** BEGIN **
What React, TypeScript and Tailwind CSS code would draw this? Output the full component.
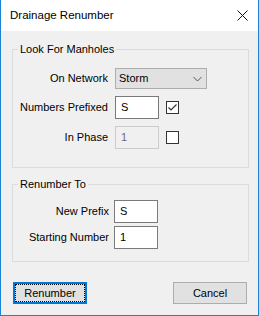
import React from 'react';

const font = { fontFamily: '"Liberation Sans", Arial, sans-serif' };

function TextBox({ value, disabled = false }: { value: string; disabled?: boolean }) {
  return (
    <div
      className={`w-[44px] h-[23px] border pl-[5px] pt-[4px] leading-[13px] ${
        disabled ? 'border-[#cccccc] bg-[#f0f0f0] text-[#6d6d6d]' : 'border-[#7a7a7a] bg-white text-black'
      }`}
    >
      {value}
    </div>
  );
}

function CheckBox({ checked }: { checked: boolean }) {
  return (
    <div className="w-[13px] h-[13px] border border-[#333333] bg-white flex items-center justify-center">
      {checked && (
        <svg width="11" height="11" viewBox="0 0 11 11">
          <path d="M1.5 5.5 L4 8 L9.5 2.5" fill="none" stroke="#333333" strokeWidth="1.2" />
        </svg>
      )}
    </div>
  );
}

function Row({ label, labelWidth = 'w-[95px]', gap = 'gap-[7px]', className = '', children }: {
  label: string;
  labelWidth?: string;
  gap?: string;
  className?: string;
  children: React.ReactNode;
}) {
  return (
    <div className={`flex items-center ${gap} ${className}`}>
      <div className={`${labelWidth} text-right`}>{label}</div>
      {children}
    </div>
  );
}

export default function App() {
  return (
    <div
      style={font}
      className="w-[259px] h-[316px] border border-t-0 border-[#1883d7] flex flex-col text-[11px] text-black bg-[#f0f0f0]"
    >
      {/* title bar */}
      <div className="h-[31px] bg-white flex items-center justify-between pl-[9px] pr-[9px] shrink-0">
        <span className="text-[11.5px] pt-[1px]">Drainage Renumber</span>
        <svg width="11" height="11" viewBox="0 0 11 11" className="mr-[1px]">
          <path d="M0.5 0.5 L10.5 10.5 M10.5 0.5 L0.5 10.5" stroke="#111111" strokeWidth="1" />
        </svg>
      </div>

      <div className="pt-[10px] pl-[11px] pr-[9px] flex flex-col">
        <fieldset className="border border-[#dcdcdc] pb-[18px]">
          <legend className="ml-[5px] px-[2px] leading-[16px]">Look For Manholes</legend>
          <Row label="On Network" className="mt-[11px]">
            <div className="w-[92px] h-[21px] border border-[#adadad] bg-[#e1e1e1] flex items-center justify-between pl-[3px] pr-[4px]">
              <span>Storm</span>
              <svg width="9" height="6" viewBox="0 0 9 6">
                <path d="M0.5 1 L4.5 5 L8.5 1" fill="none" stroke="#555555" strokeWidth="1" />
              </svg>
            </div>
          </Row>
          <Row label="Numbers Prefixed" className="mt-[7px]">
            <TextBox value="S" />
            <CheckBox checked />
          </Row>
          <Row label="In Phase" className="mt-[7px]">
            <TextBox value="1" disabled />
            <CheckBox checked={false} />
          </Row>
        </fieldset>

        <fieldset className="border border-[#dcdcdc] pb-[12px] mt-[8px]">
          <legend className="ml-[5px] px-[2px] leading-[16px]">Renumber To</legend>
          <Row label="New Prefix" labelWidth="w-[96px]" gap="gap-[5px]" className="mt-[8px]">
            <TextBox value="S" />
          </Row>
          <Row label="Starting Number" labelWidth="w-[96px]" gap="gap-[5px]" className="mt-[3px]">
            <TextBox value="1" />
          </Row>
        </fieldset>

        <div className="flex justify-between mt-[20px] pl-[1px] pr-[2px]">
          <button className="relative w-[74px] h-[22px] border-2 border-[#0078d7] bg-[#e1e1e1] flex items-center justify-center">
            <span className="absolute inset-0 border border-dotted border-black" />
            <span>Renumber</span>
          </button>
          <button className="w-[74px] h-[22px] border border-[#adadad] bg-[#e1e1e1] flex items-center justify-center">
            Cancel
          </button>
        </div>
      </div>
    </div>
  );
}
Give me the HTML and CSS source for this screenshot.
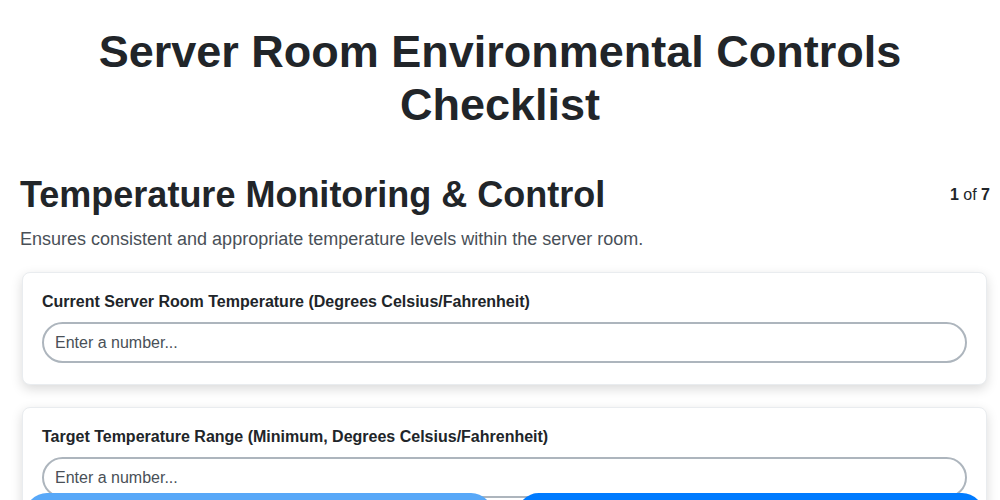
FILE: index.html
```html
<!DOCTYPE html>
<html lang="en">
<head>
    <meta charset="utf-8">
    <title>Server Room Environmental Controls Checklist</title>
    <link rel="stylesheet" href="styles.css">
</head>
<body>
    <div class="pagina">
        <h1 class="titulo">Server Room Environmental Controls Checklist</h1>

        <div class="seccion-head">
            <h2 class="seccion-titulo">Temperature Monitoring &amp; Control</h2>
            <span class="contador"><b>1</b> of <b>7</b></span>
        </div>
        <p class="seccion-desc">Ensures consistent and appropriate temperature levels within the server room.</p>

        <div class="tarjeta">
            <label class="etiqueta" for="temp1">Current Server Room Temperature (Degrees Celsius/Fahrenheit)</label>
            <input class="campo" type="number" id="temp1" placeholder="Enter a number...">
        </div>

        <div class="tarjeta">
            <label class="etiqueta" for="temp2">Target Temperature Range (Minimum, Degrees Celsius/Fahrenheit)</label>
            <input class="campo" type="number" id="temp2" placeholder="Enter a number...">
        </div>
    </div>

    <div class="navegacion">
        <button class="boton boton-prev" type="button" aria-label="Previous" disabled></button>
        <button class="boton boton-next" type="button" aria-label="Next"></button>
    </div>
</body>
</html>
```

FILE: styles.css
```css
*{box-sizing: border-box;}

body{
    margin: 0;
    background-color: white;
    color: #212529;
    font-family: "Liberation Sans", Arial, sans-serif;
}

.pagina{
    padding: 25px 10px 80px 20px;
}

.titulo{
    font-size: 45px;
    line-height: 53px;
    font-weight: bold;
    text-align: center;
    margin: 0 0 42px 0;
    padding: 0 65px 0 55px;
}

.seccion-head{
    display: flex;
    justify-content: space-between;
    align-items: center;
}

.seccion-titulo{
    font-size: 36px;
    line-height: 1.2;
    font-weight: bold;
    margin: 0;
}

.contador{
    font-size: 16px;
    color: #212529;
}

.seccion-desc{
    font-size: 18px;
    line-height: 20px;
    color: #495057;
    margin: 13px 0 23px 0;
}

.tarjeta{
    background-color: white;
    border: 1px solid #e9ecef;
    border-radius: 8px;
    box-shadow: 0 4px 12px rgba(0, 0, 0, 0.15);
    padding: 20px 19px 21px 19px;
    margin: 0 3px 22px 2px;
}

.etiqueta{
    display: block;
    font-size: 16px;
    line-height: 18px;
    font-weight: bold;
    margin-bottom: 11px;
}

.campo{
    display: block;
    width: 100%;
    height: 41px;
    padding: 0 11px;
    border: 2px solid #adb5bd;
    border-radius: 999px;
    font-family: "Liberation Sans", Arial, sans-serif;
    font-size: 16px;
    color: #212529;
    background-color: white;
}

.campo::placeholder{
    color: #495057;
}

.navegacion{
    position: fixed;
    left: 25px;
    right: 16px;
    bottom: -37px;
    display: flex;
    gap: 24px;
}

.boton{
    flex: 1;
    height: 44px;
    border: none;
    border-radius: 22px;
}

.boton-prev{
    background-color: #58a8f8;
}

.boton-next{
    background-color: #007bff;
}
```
** END **
▶ What needs to be done: Drop the images and repeat the data exactly.

▶ Task solution:
What React, TypeScript and Tailwind CSS code would draw this? Output the full component.
import React from 'react';

const font = { fontFamily: '"Liberation Sans", Arial, sans-serif' };

function TextBox({ value, disabled = false }: { value: string; disabled?: boolean }) {
  return (
    <div
      className={`w-[44px] h-[23px] border pl-[5px] pt-[4px] leading-[13px] ${
        disabled ? 'border-[#cccccc] bg-[#f0f0f0] text-[#6d6d6d]' : 'border-[#7a7a7a] bg-white text-black'
      }`}
    >
      {value}
    </div>
  );
}

function CheckBox({ checked }: { checked: boolean }) {
  return (
    <div className="w-[13px] h-[13px] border border-[#333333] bg-white flex items-center justify-center">
      {checked && (
        <svg width="11" height="11" viewBox="0 0 11 11">
          <path d="M1.5 5.5 L4 8 L9.5 2.5" fill="none" stroke="#333333" strokeWidth="1.2" />
        </svg>
      )}
    </div>
  );
}

function Row({ label, labelWidth = 'w-[95px]', gap = 'gap-[7px]', className = '', children }: {
  label: string;
  labelWidth?: string;
  gap?: string;
  className?: string;
  children: React.ReactNode;
}) {
  return (
    <div className={`flex items-center ${gap} ${className}`}>
      <div className={`${labelWidth} text-right`}>{label}</div>
      {children}
    </div>
  );
}

export default function App() {
  return (
    <div
      style={font}
      className="w-[259px] h-[316px] border border-t-0 border-[#1883d7] flex flex-col text-[11px] text-black bg-[#f0f0f0]"
    >
      {/* title bar */}
      <div className="h-[31px] bg-white flex items-center justify-between pl-[9px] pr-[9px] shrink-0">
        <span className="text-[11.5px] pt-[1px]">Drainage Renumber</span>
        <svg width="11" height="11" viewBox="0 0 11 11" className="mr-[1px]">
          <path d="M0.5 0.5 L10.5 10.5 M10.5 0.5 L0.5 10.5" stroke="#111111" strokeWidth="1" />
        </svg>
      </div>

      <div className="pt-[10px] pl-[11px] pr-[9px] flex flex-col">
        <fieldset className="border border-[#dcdcdc] pb-[18px]">
          <legend className="ml-[5px] px-[2px] leading-[16px]">Look For Manholes</legend>
          <Row label="On Network" className="mt-[11px]">
            <div className="w-[92px] h-[21px] border border-[#adadad] bg-[#e1e1e1] flex items-center justify-between pl-[3px] pr-[4px]">
              <span>Storm</span>
              <svg width="9" height="6" viewBox="0 0 9 6">
                <path d="M0.5 1 L4.5 5 L8.5 1" fill="none" stroke="#555555" strokeWidth="1" />
              </svg>
            </div>
          </Row>
          <Row label="Numbers Prefixed" className="mt-[7px]">
            <TextBox value="S" />
            <CheckBox checked />
          </Row>
          <Row label="In Phase" className="mt-[7px]">
            <TextBox value="1" disabled />
            <CheckBox checked={false} />
          </Row>
        </fieldset>

        <fieldset className="border border-[#dcdcdc] pb-[12px] mt-[8px]">
          <legend className="ml-[5px] px-[2px] leading-[16px]">Renumber To</legend>
          <Row label="New Prefix" labelWidth="w-[96px]" gap="gap-[5px]" className="mt-[8px]">
            <TextBox value="S" />
          </Row>
          <Row label="Starting Number" labelWidth="w-[96px]" gap="gap-[5px]" className="mt-[3px]">
            <TextBox value="1" />
          </Row>
        </fieldset>

        <div className="flex justify-between mt-[20px] pl-[1px] pr-[2px]">
          <button className="relative w-[74px] h-[22px] border-2 border-[#0078d7] bg-[#e1e1e1] flex items-center justify-center">
            <span className="absolute inset-0 border border-dotted border-black" />
            <span>Renumber</span>
          </button>
          <button className="w-[74px] h-[22px] border border-[#adadad] bg-[#e1e1e1] flex items-center justify-center">
            Cancel
          </button>
        </div>
      </div>
    </div>
  );
}
Give me the HTML and CSS source for this screenshot.
FILE: index.html
```html
<!DOCTYPE html>
<html lang="en">
<head>
    <meta charset="utf-8">
    <title>Server Room Environmental Controls Checklist</title>
    <link rel="stylesheet" href="styles.css">
</head>
<body>
    <div class="pagina">
        <h1 class="titulo">Server Room Environmental Controls Checklist</h1>

        <div class="seccion-head">
            <h2 class="seccion-titulo">Temperature Monitoring &amp; Control</h2>
            <span class="contador"><b>1</b> of <b>7</b></span>
        </div>
        <p class="seccion-desc">Ensures consistent and appropriate temperature levels within the server room.</p>

        <div class="tarjeta">
            <label class="etiqueta" for="temp1">Current Server Room Temperature (Degrees Celsius/Fahrenheit)</label>
            <input class="campo" type="number" id="temp1" placeholder="Enter a number...">
        </div>

        <div class="tarjeta">
            <label class="etiqueta" for="temp2">Target Temperature Range (Minimum, Degrees Celsius/Fahrenheit)</label>
            <input class="campo" type="number" id="temp2" placeholder="Enter a number...">
        </div>
    </div>

    <div class="navegacion">
        <button class="boton boton-prev" type="button" aria-label="Previous" disabled></button>
        <button class="boton boton-next" type="button" aria-label="Next"></button>
    </div>
</body>
</html>
```

FILE: styles.css
```css
*{box-sizing: border-box;}

body{
    margin: 0;
    background-color: white;
    color: #212529;
    font-family: "Liberation Sans", Arial, sans-serif;
}

.pagina{
    padding: 25px 10px 80px 20px;
}

.titulo{
    font-size: 45px;
    line-height: 53px;
    font-weight: bold;
    text-align: center;
    margin: 0 0 42px 0;
    padding: 0 65px 0 55px;
}

.seccion-head{
    display: flex;
    justify-content: space-between;
    align-items: center;
}

.seccion-titulo{
    font-size: 36px;
    line-height: 1.2;
    font-weight: bold;
    margin: 0;
}

.contador{
    font-size: 16px;
    color: #212529;
}

.seccion-desc{
    font-size: 18px;
    line-height: 20px;
    color: #495057;
    margin: 13px 0 23px 0;
}

.tarjeta{
    background-color: white;
    border: 1px solid #e9ecef;
    border-radius: 8px;
    box-shadow: 0 4px 12px rgba(0, 0, 0, 0.15);
    padding: 20px 19px 21px 19px;
    margin: 0 3px 22px 2px;
}

.etiqueta{
    display: block;
    font-size: 16px;
    line-height: 18px;
    font-weight: bold;
    margin-bottom: 11px;
}

.campo{
    display: block;
    width: 100%;
    height: 41px;
    padding: 0 11px;
    border: 2px solid #adb5bd;
    border-radius: 999px;
    font-family: "Liberation Sans", Arial, sans-serif;
    font-size: 16px;
    color: #212529;
    background-color: white;
}

.campo::placeholder{
    color: #495057;
}

.navegacion{
    position: fixed;
    left: 25px;
    right: 16px;
    bottom: -37px;
    display: flex;
    gap: 24px;
}

.boton{
    flex: 1;
    height: 44px;
    border: none;
    border-radius: 22px;
}

.boton-prev{
    background-color: #58a8f8;
}

.boton-next{
    background-color: #007bff;
}
```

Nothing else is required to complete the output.